Ocellularia subudupiensis

Scientific classification
- Domain: Eukaryota
- Kingdom: Fungi
- Division: Ascomycota
- Class: Lecanoromycetes
- Order: Graphidales
- Family: Graphidaceae
- Genus: Ocellularia
- Species: O. subudupiensis
- Binomial name: Ocellularia subudupiensis Weerakoon & Lücking (2015)

= Ocellularia subudupiensis =

- Authority: Weerakoon & Lücking (2015)

Species of lichen

Ocellularia subudupiensis is a rare species of corticolous (bark-dwelling) lichen in the family Graphidaceae. Found in Singapore, it was formally described as a new species in 2015 by Gothamie Weerakoon and Robert Lücking. The type specimen was collected by the first author from a low-elevation primary forest in the Bukit Timah Nature Reserve. It is only known to occur at the type locality. The species epithet refers to its similarity with Ocellularia udupiensis.

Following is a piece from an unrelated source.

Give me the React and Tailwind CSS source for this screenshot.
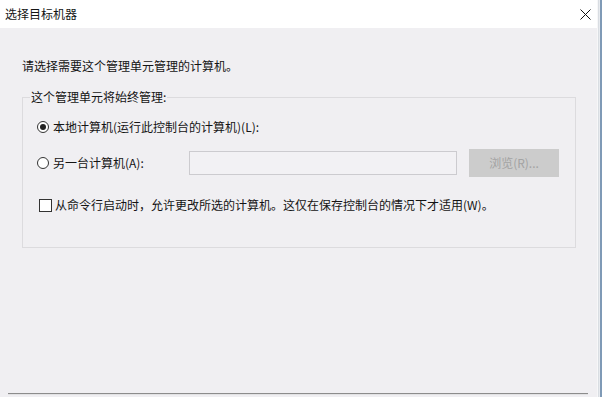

It differs from this lichen in its relatively rough thallus surface in addition to its secondary chemistry, as it contains three unidentified lichen products that are detectable using thin-layer chromatography.

The thallus of the lichen is greenish grey to yellowish grey, lacks a prothallus, and measures up to 10 cm in diameter. The photobiont partner of the lichen is from the green algal genus Trentepohlia; their cells are yellowish-green and measure 8–12 by 6–10 μm. The ascospores of O. subudupiensis, which number eight per ascus, are ellipsoid and hyaline, measuring 25–30 by 6–7 μm; they have between 5 and 7 septa.